Battle of Saint Mary’s Church (June 24, 1864)
On June 24, Wade Hampton’s men intercepted two brigades of Philip Sheridan’s cavalry, commanded by Brigadier General David McMurtrie Gregg, at Saint Mary’s Church in Charles City, Virginia as they retreated eastward. The Federals fought a brief holding action, allowing their supply train to escape the Confederates. Gregg’s men then withdrew, bringing the battle to a conclusion. The Battle of Saint Mary’s Church, also known as the Battle of Nance’s Shop, was the final battle of Grant’s Overland Campaign.
Aftermath of the Overland Campaign
The Overland Campaign was a strategic success for the North. By pounding at the Army of Northern Virginia, Grant hindered Southern efforts to send reinforcements to halt the other Union campaigns of Philip Sheridan in Virginia’s Shenandoah Valley and William T. Sherman in Georgia. In addition, although the Federals suffered higher casualties (39,000 to 31,500), the Confederacy could not replace their losses as readily as the North. Finally, by threatening Petersburg and, ultimately, Richmond, Grant tied down the Army of Northern Virginia, limiting Lee’s military options for the rest of the war.

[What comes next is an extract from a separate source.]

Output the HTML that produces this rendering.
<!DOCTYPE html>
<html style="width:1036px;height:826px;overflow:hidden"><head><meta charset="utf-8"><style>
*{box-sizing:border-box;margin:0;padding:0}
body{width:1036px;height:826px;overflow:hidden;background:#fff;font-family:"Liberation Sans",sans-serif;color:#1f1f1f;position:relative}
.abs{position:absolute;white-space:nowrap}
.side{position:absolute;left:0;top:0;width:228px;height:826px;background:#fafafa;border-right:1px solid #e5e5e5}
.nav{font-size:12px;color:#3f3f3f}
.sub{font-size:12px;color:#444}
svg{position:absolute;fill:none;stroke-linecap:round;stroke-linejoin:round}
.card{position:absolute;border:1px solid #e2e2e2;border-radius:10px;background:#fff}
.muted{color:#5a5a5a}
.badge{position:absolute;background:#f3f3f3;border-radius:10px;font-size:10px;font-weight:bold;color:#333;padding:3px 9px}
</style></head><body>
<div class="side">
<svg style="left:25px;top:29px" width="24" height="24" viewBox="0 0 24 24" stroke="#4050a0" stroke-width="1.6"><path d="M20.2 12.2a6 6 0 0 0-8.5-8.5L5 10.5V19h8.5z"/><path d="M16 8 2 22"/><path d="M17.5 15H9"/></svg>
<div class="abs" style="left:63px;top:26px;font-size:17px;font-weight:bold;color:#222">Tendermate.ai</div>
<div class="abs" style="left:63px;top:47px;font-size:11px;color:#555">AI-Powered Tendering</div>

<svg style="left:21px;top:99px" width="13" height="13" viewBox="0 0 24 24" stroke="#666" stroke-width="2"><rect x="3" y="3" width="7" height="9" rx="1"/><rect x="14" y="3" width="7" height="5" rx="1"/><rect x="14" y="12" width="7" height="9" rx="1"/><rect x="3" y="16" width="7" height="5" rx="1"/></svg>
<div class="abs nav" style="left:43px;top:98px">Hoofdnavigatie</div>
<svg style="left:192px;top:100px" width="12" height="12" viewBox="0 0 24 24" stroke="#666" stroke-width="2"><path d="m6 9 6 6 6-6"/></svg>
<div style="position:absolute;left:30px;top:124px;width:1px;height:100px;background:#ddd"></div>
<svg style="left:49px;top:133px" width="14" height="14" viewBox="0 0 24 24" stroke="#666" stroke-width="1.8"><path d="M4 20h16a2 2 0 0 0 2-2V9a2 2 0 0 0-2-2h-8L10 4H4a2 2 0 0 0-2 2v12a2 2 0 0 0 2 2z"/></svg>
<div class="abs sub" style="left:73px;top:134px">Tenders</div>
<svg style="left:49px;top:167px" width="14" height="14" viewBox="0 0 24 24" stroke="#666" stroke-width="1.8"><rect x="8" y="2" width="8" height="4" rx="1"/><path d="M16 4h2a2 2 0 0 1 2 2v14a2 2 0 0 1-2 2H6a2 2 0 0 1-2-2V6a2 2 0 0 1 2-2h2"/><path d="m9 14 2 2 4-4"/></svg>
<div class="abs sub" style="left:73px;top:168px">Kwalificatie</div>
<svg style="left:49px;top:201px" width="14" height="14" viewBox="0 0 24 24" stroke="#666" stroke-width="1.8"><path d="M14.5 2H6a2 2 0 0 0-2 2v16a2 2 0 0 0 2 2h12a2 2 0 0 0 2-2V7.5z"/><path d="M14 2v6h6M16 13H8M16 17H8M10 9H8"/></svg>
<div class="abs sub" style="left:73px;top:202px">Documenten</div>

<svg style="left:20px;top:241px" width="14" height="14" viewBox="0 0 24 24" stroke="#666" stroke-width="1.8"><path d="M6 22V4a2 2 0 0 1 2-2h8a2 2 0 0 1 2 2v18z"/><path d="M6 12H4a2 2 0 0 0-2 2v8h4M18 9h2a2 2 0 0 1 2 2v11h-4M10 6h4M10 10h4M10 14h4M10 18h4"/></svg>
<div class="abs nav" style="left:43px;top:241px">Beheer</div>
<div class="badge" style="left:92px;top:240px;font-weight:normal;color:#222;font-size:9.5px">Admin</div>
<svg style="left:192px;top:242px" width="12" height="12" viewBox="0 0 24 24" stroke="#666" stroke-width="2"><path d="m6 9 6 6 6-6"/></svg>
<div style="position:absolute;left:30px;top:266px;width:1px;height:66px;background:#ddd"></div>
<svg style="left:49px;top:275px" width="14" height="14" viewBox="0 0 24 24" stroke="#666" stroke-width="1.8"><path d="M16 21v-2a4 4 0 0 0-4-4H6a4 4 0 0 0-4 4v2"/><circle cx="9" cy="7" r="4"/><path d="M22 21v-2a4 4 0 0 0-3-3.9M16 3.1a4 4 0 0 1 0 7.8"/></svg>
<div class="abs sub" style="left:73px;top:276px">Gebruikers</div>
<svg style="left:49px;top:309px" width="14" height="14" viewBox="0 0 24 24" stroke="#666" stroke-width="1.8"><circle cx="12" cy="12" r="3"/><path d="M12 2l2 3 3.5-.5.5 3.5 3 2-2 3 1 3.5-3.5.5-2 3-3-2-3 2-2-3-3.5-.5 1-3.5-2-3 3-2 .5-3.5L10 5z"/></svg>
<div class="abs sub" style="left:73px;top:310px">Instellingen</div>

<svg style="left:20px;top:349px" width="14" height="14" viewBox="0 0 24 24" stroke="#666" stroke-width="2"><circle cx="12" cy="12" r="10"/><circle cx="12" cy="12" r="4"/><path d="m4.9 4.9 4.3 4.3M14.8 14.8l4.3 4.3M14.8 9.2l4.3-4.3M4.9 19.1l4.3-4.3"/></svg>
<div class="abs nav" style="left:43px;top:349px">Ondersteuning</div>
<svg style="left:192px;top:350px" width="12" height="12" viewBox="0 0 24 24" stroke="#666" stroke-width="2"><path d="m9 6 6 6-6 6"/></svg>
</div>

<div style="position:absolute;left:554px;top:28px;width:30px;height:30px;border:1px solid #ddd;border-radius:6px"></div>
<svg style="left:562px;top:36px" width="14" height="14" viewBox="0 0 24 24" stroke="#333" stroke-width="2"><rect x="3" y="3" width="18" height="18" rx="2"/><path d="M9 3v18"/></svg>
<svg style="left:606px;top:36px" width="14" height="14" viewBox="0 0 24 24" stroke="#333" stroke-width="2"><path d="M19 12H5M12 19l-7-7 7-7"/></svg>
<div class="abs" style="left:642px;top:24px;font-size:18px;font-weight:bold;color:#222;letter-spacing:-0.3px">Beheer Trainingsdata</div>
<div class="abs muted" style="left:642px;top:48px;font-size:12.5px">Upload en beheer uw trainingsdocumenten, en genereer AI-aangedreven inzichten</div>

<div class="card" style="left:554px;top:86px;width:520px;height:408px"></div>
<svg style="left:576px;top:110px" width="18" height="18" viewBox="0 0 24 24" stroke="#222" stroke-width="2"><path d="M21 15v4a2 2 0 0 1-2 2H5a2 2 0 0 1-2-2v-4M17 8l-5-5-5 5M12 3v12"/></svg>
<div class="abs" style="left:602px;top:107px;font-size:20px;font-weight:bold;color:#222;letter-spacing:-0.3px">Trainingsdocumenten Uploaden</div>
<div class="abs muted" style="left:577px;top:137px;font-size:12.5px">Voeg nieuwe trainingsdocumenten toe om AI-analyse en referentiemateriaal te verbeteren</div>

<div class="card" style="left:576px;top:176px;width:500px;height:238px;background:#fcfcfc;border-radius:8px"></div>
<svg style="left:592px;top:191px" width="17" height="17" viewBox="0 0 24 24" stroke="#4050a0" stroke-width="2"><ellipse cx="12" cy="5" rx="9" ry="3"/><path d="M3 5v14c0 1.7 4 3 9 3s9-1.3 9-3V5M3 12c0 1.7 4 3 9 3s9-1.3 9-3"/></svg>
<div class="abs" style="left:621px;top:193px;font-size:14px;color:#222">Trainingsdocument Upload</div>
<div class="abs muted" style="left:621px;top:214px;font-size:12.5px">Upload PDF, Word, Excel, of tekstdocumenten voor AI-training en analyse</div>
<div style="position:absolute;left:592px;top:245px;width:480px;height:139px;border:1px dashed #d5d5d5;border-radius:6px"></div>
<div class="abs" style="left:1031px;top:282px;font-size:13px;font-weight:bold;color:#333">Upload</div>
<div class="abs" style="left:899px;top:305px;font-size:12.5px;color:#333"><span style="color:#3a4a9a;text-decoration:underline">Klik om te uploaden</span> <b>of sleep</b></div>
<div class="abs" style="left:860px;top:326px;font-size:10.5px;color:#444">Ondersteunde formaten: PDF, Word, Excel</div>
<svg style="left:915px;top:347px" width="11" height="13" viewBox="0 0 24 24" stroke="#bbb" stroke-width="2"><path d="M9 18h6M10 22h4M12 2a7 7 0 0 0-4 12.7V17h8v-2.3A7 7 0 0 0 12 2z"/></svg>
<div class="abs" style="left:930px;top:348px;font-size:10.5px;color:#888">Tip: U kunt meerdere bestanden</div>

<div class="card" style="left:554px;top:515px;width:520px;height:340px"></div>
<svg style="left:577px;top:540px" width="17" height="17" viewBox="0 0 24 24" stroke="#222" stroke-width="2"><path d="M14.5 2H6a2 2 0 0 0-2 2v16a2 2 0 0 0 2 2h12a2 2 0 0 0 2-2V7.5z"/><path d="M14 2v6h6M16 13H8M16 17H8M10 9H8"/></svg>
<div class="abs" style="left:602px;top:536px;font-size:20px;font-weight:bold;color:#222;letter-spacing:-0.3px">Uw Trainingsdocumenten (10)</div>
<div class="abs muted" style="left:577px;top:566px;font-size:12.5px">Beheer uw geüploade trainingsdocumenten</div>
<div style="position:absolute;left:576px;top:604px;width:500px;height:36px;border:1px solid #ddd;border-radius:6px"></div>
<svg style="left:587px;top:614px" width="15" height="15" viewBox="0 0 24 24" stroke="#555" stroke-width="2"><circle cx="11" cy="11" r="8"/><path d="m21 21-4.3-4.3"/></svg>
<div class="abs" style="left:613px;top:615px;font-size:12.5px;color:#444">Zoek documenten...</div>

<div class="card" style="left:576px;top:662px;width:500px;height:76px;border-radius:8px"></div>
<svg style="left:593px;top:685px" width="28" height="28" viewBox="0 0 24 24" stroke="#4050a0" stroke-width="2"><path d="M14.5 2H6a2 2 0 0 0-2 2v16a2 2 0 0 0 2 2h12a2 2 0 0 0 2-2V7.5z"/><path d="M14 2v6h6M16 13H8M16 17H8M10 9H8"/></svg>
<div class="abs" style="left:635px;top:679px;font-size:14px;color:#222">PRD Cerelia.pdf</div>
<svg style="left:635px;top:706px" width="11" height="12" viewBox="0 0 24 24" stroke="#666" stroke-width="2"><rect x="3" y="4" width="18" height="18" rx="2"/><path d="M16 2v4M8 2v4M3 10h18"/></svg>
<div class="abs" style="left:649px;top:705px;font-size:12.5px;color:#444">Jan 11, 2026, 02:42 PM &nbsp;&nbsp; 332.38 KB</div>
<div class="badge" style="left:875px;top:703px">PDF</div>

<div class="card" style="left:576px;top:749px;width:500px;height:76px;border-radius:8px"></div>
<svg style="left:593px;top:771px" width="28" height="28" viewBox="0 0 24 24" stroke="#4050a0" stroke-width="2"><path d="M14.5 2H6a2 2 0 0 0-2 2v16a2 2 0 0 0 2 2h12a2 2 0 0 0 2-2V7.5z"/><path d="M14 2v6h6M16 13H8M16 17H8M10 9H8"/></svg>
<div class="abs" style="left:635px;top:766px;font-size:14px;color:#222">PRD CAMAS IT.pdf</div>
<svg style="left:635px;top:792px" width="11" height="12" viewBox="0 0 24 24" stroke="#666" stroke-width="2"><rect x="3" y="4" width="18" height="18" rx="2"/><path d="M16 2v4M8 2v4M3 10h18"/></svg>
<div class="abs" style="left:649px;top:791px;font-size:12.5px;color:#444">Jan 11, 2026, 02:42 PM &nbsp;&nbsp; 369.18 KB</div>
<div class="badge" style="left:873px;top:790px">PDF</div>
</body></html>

Despite the strategic success of the Overland Campaign, it was not without its critics. High casualty rates and horrific battle conditions shocked war-weary Northerners. Some began to refer to Grant as a butcher, whose strategy of winning by attrition exacted too high of a toll in human life. The mounting losses provided ammunition for Peace Democrats intent on defeating Lincoln in his reelection bid in 1864. Criticism subsided by the fall, however, as Grant’s strategy aided Sheridan’s and Sherman’s successful campaigns. Federal victories on the battlefield secured the President’s reelection and enhanced prospects for restoring the Union.